PROBLEM STATEMENT => Check each line of the records below and collect those that include the word "index".

RECORDED DATA =>
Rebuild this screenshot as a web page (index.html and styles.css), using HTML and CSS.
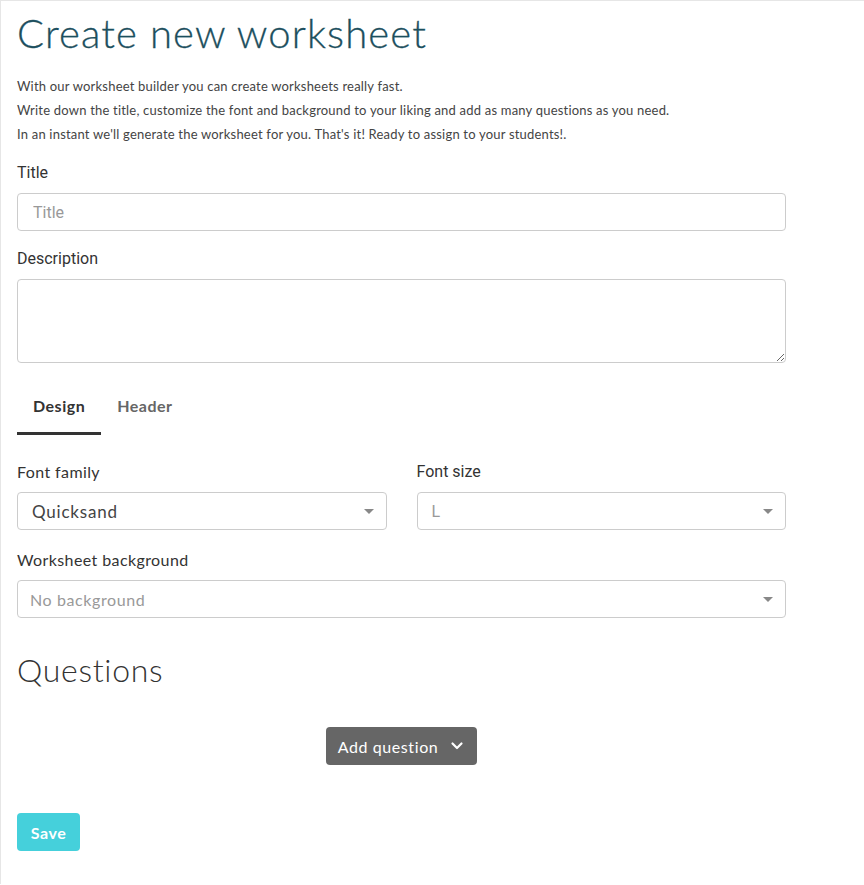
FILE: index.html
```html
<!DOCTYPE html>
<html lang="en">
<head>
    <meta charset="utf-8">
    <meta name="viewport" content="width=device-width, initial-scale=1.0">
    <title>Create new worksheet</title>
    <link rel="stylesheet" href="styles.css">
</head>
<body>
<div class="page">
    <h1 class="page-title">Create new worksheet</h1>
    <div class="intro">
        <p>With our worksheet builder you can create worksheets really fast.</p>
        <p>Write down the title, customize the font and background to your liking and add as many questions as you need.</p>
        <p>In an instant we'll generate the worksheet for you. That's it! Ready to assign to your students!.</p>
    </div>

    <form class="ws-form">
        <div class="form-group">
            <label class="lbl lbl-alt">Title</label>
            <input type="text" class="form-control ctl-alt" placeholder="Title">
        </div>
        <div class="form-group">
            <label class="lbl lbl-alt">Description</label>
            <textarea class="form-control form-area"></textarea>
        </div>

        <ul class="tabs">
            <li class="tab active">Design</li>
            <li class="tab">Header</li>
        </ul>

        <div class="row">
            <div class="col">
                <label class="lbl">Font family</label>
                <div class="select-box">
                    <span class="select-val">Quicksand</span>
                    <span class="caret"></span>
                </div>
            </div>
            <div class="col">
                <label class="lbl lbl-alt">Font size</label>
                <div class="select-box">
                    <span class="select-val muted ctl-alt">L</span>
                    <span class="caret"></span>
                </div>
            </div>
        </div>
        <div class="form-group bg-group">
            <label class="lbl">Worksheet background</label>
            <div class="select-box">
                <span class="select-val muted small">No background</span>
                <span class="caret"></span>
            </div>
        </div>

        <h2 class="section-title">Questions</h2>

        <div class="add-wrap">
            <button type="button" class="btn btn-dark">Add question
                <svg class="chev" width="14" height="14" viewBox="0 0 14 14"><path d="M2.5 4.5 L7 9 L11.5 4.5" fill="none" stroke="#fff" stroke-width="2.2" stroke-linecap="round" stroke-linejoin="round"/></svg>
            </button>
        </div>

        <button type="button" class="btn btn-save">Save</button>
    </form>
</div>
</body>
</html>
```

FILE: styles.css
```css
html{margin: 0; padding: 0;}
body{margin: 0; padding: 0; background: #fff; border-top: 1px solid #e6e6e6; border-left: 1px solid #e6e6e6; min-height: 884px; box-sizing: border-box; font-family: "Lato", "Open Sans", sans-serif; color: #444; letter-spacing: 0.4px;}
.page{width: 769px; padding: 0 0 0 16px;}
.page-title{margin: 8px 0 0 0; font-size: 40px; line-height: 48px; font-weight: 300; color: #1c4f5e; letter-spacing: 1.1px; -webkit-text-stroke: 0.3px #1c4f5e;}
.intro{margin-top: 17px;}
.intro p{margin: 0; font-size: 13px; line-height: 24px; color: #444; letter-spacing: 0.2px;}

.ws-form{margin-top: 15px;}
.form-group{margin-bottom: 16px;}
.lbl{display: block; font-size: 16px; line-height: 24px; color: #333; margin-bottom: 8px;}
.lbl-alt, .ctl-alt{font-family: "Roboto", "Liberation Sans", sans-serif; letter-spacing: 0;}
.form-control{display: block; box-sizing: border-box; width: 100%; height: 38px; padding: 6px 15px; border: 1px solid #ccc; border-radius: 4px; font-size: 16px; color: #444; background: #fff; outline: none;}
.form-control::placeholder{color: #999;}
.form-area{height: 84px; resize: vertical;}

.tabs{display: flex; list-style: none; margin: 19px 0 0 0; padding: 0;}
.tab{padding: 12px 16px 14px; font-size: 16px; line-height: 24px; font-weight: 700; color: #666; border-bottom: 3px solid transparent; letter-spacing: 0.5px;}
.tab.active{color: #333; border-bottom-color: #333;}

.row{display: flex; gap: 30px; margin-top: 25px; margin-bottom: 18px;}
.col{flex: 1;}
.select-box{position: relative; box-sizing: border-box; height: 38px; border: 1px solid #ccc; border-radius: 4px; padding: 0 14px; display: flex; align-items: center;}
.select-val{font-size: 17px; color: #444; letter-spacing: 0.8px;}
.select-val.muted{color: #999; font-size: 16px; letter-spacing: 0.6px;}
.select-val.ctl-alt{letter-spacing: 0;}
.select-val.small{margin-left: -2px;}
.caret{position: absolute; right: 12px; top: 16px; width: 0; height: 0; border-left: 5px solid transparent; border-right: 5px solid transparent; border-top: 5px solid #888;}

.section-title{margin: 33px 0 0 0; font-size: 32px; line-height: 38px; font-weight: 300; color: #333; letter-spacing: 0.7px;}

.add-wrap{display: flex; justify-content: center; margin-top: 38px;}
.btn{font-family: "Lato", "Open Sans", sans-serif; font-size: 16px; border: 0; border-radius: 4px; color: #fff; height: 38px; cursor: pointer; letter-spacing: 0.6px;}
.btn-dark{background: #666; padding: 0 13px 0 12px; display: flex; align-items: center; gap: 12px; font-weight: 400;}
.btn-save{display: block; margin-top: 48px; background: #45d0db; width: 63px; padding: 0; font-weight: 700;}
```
--
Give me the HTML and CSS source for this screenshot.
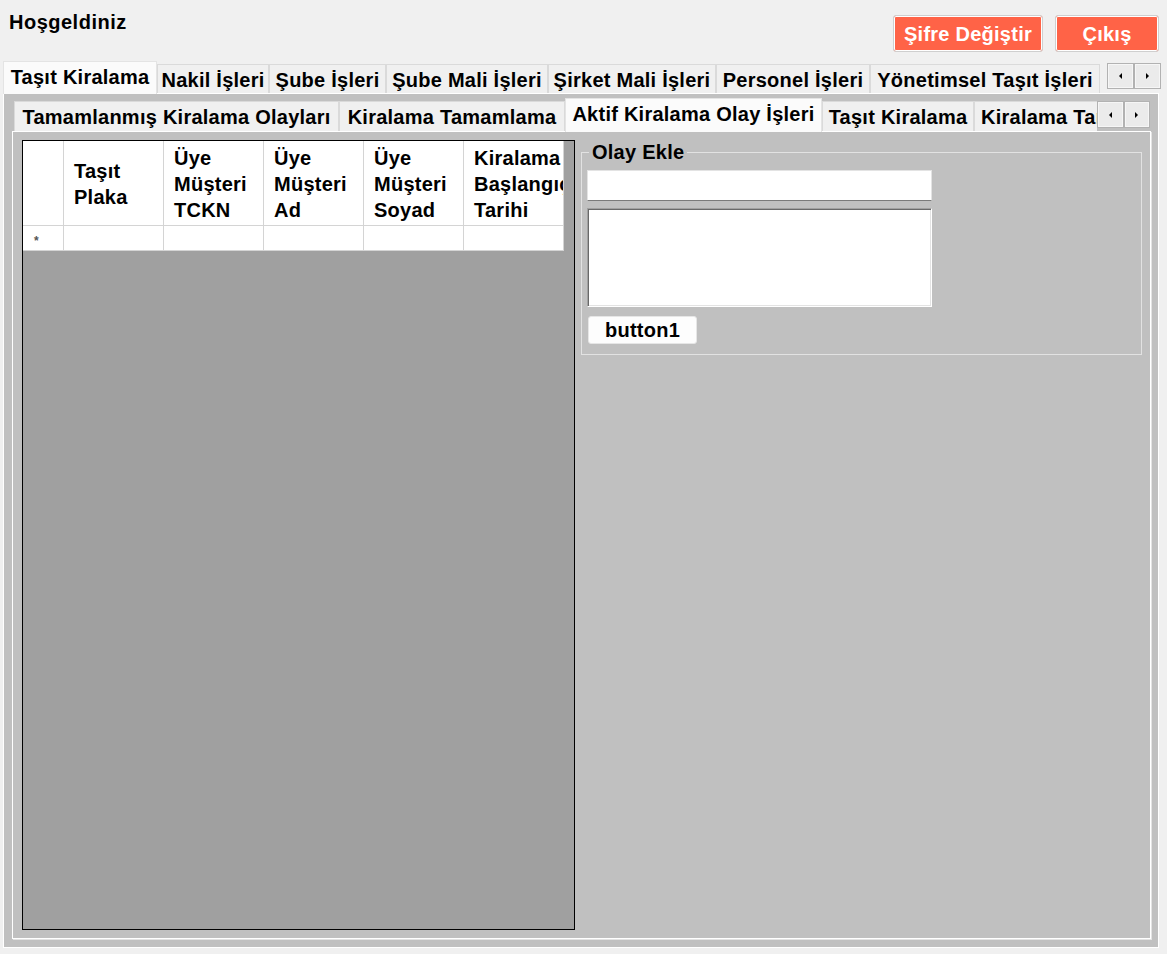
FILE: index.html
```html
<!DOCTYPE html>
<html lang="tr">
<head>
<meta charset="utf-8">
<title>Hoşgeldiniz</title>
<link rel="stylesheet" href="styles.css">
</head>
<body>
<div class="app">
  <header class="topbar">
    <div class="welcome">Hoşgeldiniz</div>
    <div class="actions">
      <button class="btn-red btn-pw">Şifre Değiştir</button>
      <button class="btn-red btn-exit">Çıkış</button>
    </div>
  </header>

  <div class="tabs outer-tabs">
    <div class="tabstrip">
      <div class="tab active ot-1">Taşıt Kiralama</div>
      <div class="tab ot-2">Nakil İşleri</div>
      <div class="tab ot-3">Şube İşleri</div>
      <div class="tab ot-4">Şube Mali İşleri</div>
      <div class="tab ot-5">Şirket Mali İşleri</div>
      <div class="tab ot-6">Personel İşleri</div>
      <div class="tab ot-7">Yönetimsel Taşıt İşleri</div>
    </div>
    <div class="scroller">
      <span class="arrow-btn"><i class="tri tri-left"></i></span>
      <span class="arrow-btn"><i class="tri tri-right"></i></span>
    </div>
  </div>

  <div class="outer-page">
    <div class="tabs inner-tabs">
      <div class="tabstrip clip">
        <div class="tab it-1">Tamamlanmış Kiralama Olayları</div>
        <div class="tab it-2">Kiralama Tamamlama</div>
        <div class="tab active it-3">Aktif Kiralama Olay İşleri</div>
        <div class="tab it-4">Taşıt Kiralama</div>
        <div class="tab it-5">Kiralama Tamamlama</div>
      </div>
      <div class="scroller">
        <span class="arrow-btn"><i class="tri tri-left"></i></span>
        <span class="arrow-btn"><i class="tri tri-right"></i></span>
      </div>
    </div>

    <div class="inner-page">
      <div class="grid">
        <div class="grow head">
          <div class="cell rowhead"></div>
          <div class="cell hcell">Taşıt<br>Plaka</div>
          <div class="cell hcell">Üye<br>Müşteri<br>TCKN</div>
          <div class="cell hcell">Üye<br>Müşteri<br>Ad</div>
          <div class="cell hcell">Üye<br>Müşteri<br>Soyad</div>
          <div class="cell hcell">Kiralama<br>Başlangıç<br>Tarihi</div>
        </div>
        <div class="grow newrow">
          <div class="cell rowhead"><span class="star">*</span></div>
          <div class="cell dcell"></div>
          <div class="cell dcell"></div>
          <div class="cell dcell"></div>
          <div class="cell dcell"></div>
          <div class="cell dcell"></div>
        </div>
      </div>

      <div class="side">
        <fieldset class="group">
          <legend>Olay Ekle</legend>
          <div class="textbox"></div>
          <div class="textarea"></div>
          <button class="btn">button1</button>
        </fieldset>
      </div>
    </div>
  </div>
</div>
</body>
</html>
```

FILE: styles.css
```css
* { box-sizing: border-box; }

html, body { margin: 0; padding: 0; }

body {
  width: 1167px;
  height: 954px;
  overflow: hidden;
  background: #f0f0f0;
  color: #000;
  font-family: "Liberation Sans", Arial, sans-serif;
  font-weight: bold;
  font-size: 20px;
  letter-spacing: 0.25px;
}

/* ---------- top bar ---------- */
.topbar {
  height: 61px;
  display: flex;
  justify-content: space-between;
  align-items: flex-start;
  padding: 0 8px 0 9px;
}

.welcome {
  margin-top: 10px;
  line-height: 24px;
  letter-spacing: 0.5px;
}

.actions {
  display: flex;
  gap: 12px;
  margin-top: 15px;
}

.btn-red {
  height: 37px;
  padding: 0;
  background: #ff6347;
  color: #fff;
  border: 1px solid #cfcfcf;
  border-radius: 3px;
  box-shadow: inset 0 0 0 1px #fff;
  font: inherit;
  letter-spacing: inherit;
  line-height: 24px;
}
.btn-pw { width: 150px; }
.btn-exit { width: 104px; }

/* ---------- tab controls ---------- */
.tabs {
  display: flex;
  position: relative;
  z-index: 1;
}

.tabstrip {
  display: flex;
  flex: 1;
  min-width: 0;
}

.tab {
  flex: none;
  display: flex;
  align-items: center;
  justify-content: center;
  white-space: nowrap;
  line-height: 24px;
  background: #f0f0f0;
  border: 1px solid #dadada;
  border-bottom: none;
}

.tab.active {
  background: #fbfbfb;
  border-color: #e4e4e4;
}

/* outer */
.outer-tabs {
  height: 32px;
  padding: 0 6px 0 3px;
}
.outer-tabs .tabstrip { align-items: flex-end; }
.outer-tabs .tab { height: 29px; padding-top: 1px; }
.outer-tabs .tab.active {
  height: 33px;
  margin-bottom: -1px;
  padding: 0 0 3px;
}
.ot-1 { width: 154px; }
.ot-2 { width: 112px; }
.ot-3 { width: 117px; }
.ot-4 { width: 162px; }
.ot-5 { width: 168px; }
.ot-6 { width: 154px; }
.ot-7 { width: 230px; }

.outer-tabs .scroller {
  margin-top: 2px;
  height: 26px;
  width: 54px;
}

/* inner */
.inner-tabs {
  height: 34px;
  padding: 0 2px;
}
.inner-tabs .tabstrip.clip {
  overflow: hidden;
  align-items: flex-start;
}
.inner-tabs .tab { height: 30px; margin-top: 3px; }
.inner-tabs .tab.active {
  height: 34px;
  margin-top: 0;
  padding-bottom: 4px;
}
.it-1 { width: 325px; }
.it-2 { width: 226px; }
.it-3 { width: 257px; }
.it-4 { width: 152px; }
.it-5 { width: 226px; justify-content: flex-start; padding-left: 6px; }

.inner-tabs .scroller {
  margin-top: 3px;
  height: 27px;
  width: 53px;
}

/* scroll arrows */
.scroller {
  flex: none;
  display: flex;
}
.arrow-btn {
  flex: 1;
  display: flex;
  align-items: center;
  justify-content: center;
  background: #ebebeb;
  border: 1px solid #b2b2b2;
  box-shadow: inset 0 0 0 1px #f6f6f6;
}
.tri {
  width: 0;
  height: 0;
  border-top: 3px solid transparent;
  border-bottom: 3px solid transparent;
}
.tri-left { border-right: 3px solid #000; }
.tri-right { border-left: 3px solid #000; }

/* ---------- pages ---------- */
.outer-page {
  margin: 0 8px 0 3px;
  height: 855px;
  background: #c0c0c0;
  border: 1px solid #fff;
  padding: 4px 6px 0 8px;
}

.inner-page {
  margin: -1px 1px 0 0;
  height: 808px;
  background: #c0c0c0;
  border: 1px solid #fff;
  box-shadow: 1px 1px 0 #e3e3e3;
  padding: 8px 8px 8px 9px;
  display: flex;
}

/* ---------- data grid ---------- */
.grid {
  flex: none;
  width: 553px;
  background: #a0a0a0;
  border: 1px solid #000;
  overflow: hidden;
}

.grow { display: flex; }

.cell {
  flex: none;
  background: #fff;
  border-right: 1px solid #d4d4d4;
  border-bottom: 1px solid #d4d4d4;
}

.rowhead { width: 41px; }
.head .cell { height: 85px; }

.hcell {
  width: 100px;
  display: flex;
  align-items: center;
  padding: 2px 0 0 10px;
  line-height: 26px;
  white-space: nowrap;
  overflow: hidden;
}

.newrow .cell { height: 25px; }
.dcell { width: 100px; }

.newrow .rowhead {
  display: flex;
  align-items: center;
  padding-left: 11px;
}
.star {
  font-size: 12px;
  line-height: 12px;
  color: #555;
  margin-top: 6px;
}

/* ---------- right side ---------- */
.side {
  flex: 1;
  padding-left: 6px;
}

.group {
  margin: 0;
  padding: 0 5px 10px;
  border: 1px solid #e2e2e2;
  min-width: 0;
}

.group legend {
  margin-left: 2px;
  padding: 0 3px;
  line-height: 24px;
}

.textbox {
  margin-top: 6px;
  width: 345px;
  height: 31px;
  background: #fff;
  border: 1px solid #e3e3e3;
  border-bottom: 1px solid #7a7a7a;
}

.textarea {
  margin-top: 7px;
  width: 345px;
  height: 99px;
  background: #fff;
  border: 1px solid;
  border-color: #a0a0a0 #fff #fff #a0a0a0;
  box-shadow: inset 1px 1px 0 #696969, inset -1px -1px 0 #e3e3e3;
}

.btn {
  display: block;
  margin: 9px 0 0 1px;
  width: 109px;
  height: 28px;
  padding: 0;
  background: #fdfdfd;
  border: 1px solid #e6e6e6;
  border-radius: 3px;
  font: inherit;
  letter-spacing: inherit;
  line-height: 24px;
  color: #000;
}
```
--
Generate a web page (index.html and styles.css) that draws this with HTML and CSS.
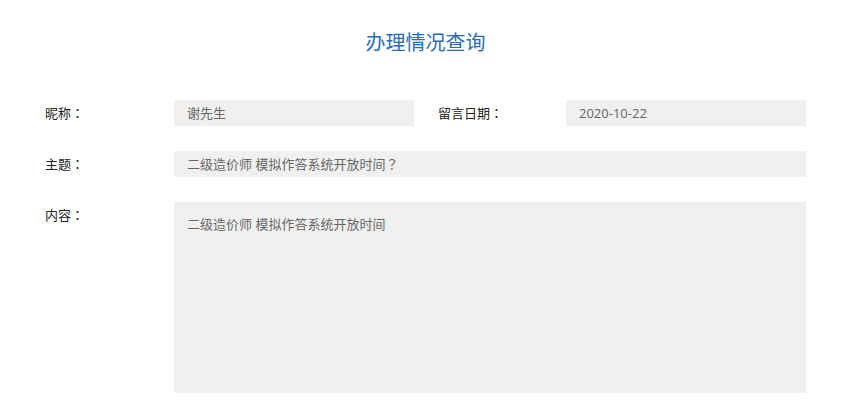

EXERCISE OUTPUT =>
Rebuild this screenshot as a web page (index.html and styles.css), using HTML and CSS.
FILE: index.html
FILE: index.html
  z-index: 1;
Generate a web page (index.html and styles.css) that draws this with HTML and CSS.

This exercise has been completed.